Thursday, March 29, 2018

command line - How do I find and set my $EDITOR environment variable?


When I am using ipython or ipython3, I can use the %edit command to open up an editor to write my python scripts in. My problem is that the default editor is vim and I really do not get how to use that editor. What I would like to do is to change the editor to either nano or gedit. I think to stay with the terminal I would prefer to change it to the nano editor.

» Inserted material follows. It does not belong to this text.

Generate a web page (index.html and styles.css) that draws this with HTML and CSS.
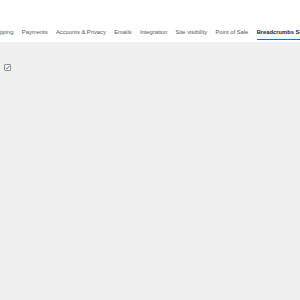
FILE: index.html
```html
<!DOCTYPE html>
<html>
<head>
<meta charset="utf-8">
<link rel="stylesheet" href="styles.css">
</head>
<body>
<div class="tabbar">
  <div class="tabs">
    <span class="tab">Shipping</span>
    <span class="tab">Payments</span>
    <span class="tab">Accounts &amp; Privacy</span>
    <span class="tab">Emails</span>
    <span class="tab">Integration</span>
    <span class="tab">Site visibility</span>
    <span class="tab">Point of Sale</span>
    <span class="tab active">Breadcrumbs Settings</span>
  </div>
</div>
<div class="content">
  <span class="check">
    <svg width="5" height="5" viewBox="0 0 10 10"><path d="M1.5 5.2 L4 7.6 L8.6 2.2" fill="none" stroke="#2271b1" stroke-width="2"/></svg>
  </span>
</div>
</body>
</html>
```
FILE: styles.css
```css
html, body { margin: 0; padding: 0; }
body { width: 300px; height: 300px; overflow: hidden; background: #f0f0f1; font-family: "Liberation Sans", Arial, sans-serif; }
.tabbar { background: #fff; height: 42px; overflow: hidden; }
.tabs { display: flex; gap: 8.3px; margin-left: -9px; padding-top: 28px; white-space: nowrap; }
.tab { font-size: 5.8px; color: #50575e; height: 12px; line-height: 8px; box-sizing: border-box; }
.tab.active { color: #1d2327; font-weight: bold; border-bottom: 1px solid #2271b1; }
.content { padding: 22px 4px; }
.check { display: flex; align-items: center; justify-content: center; width: 5px; height: 5px; border: 1px solid #8c8f94; border-radius: 1px; background: #fff; }
```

When I type in the 'edit?' command into the ipython terminal it says :



%edit runs IPython's editor hook. The default version of this hook is
set to call the editor specified by your $EDITOR environment variable.
If this isn't found, it will default to vi under Linux/Unix and to
notepad under Windows. See the end of this docstring for how to change
the editor hook.



Then when I see the end of that docstring I see this:



Changing the default editor hook:


If you wish to write your own editor hook, you can put it in a
configuration file which you load at startup time. The default hook
is defined in the IPython.core.hooks module, and you can use that as a
starting example for further modifications. That file also has
general instructions on how to set a new hook for use once you've
defined it.



Sorry to be such a newbie, but I get lost here. I am not sure how to get to the IPython.core.hooks module, or just simply set an environment variable $EDITOR to nano.


Any suggestions?



You can set the $EDITOR variable with this command:


export EDITOR="/usr/bin/nano"

This will define the variable EDITOR for the current session and pass it into the environment of all its child processes. To set it permanently you must define it in one of the system configuration files. The highest level at which you can do this is to set it in /etc/environment. This defines it globally:


PATH="/usr/local/sbin:/usr/local/bin:/usr/sbin:/usr/bin:/sbin:/bin:/usr/games:/usr/local/games"
EDITOR="/usr/bin/nano"

Check that variable is defined:


$ echo $EDITOR
/usr/bin/nano

Editor's note: it's often preferable to put environment variables in your own ~/.profile, which is a lot easier to fix if something goes wrong.